• EXERCISE DETAILS: Find the lines containing "this" and say how many there are, with no other words.

• WORKING DATA:
----
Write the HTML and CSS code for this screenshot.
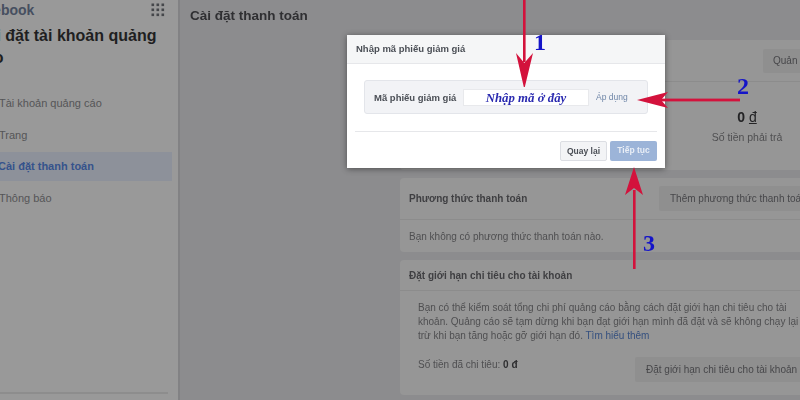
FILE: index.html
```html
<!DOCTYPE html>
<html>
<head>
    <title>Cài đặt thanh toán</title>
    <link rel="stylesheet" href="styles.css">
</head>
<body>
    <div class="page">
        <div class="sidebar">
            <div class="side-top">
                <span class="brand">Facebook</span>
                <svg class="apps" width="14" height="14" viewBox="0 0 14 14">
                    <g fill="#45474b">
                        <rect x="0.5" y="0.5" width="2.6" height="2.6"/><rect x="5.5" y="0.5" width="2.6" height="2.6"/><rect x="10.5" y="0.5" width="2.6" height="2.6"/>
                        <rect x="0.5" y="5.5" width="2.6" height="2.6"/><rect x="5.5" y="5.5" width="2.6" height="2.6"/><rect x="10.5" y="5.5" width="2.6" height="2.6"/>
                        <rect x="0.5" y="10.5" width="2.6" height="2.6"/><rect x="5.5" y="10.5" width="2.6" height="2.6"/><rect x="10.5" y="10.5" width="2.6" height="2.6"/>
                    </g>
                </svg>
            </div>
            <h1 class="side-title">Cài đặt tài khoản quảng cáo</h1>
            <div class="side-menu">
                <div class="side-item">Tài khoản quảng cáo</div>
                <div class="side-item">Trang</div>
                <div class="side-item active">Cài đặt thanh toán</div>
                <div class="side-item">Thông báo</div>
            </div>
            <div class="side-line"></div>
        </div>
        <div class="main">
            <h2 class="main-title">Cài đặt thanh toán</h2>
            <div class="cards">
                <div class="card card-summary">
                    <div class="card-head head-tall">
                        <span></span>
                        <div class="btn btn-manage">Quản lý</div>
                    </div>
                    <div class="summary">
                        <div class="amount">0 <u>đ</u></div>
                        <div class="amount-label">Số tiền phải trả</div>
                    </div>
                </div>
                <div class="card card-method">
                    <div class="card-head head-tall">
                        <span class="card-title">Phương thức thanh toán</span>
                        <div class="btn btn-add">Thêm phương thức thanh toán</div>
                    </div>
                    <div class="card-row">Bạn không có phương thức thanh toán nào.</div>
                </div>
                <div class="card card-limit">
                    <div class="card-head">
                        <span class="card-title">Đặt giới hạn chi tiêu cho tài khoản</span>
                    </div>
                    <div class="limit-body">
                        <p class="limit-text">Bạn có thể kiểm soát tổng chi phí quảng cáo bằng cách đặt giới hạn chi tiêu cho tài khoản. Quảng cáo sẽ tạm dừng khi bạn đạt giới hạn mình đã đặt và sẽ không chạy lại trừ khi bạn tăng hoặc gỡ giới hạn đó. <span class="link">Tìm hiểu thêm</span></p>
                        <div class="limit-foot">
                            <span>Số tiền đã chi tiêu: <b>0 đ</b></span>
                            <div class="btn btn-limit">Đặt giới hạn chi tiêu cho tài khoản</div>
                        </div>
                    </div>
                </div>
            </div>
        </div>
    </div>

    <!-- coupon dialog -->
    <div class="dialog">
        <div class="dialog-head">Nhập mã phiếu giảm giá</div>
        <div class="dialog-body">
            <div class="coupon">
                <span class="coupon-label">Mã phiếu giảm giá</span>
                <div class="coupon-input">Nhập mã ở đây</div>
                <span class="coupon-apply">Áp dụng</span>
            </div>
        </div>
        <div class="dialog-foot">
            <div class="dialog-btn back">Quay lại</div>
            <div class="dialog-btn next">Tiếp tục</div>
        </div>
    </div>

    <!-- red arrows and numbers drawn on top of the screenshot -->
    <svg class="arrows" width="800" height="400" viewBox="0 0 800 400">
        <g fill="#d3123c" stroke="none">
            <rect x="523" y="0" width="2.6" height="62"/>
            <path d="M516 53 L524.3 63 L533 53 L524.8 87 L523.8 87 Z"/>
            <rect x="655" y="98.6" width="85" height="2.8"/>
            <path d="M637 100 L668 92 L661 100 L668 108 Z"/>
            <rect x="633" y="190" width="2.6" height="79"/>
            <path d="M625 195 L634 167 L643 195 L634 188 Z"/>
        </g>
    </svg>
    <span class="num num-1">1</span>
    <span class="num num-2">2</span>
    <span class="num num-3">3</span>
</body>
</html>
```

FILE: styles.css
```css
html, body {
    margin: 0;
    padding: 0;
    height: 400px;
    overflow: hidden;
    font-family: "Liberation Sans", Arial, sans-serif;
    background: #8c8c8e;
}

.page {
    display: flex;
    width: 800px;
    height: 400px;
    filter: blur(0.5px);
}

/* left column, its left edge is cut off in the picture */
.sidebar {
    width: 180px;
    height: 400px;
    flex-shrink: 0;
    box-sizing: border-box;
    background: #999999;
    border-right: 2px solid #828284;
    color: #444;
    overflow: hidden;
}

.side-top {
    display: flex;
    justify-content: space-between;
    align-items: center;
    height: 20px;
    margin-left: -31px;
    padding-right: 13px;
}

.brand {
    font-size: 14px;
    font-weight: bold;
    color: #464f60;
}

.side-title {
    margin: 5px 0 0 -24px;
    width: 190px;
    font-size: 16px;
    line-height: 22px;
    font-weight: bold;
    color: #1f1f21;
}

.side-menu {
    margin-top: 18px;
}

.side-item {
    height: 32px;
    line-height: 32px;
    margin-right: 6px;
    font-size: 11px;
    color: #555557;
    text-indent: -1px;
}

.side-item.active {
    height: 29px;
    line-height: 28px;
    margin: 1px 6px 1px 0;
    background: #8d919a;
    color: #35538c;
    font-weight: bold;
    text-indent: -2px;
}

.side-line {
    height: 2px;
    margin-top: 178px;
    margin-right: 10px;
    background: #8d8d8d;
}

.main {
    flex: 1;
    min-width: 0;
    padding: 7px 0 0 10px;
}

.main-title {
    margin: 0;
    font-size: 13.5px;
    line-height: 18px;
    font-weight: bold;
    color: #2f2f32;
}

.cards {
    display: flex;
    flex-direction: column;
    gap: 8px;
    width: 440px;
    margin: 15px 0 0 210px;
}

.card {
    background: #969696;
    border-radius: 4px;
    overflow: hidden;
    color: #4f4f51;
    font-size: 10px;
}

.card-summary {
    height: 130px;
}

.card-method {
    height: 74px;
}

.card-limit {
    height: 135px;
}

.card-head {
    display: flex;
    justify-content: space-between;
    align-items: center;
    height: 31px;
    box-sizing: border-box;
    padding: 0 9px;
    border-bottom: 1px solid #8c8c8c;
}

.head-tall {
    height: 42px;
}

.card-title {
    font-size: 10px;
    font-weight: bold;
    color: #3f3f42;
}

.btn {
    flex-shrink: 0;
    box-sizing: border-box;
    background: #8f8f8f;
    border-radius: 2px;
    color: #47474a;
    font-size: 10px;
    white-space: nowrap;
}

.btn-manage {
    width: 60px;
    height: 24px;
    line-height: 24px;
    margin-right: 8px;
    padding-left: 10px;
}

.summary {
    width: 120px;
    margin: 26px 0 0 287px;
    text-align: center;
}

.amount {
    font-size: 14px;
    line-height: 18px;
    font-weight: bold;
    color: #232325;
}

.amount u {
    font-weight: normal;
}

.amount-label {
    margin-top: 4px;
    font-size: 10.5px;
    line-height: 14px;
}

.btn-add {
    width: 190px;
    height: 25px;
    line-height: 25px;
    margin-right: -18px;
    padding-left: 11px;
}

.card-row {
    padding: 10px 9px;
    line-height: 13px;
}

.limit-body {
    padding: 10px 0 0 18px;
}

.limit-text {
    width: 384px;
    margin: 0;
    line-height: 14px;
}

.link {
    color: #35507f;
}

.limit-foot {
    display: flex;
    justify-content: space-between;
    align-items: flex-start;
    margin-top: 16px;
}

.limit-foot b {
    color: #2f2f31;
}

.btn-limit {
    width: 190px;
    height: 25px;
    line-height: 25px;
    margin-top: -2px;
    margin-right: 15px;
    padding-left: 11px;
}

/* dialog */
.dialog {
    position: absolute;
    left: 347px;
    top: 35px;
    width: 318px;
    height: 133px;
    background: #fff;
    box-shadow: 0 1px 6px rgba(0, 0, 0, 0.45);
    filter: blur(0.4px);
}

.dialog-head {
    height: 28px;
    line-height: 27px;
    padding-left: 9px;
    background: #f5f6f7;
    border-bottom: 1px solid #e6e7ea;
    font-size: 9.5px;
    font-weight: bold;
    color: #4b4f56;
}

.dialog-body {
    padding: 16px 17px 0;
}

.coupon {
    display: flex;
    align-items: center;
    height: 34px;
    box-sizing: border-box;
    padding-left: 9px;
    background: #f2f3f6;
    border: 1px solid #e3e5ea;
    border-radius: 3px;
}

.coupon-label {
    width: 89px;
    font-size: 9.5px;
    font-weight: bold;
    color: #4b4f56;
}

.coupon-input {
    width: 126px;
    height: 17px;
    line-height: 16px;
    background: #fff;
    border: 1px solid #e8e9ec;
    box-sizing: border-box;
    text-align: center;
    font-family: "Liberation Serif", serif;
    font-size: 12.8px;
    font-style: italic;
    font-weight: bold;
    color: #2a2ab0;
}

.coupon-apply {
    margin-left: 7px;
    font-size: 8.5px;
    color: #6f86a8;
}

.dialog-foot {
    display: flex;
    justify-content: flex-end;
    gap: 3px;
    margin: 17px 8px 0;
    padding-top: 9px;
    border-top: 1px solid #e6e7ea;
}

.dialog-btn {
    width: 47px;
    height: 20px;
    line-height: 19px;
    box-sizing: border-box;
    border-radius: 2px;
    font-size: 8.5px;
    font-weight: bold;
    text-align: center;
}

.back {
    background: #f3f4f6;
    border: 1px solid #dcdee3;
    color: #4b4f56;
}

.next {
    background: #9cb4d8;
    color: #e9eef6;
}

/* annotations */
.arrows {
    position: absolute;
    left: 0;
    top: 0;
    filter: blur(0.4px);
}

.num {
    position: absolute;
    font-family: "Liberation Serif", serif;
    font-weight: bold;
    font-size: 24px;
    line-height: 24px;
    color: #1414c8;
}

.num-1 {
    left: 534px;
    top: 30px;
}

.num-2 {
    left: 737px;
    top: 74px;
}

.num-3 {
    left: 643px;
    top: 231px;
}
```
----
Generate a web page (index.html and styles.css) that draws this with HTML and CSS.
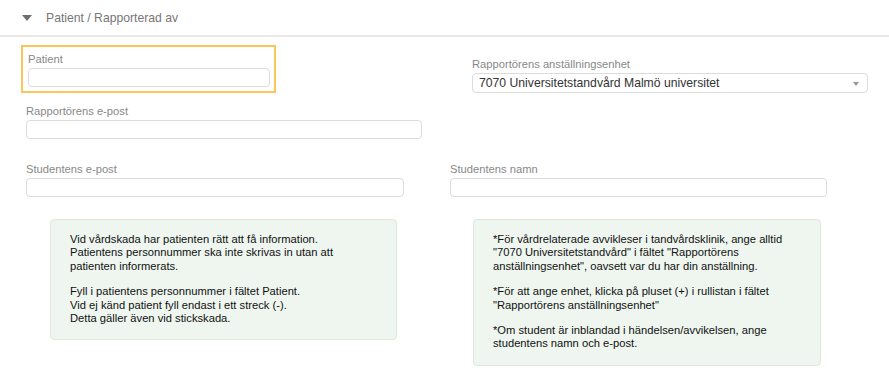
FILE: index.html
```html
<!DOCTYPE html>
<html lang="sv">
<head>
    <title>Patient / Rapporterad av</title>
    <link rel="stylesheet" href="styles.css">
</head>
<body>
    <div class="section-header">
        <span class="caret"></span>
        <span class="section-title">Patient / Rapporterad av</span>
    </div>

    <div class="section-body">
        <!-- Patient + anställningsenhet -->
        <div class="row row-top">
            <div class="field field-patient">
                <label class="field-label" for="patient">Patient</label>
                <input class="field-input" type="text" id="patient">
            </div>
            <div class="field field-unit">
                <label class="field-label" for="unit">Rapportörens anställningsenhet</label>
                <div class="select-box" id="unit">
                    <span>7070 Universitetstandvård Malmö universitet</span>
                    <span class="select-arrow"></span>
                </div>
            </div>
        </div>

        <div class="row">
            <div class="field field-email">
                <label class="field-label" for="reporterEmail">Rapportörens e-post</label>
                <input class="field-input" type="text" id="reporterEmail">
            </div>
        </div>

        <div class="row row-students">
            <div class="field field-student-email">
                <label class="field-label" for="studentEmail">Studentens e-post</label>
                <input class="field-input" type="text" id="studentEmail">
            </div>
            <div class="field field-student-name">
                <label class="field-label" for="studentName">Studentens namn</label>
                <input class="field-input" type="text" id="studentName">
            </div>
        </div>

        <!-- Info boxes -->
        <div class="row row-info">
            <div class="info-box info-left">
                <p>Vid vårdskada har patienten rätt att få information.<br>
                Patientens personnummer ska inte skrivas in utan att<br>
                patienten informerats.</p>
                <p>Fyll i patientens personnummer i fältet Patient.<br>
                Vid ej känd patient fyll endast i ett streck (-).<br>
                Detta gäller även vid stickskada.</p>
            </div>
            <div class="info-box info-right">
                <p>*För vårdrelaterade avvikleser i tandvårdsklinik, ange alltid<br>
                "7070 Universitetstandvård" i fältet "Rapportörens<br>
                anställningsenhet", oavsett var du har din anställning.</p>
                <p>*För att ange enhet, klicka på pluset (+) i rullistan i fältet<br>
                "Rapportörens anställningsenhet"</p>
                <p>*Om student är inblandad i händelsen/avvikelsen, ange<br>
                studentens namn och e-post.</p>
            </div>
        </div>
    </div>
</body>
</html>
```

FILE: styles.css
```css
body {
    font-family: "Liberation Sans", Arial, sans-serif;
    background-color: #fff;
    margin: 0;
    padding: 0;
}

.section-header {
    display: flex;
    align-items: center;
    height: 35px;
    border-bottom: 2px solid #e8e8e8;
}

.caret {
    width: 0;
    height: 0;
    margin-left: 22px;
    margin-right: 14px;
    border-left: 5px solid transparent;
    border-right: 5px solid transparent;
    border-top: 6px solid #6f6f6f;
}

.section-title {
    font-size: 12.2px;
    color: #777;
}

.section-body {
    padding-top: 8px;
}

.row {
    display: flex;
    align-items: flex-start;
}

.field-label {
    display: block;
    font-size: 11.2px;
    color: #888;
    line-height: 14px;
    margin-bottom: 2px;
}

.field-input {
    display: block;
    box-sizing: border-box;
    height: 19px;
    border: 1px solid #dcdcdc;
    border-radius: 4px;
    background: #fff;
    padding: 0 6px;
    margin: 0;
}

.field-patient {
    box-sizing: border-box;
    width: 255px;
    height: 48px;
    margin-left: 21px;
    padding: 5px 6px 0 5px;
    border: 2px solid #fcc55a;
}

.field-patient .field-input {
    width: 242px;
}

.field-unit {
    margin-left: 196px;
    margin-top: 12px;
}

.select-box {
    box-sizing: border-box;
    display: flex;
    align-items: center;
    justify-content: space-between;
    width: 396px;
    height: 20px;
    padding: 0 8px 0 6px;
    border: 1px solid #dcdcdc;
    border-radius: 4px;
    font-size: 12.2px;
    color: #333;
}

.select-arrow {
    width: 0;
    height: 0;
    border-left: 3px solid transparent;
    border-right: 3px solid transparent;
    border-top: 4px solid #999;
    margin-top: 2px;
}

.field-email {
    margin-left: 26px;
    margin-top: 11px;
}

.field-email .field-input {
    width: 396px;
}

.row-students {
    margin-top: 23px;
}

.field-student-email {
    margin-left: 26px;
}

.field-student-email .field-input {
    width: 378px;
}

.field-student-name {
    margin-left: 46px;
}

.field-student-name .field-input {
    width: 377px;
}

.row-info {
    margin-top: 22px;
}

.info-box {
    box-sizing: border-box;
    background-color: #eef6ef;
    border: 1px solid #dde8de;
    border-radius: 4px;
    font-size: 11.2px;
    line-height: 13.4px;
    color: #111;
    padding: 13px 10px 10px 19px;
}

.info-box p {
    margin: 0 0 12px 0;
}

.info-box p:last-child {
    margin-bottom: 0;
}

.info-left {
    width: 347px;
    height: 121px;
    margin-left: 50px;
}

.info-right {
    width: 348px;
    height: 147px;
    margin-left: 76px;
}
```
----
• WRITTEN ANSWER: 2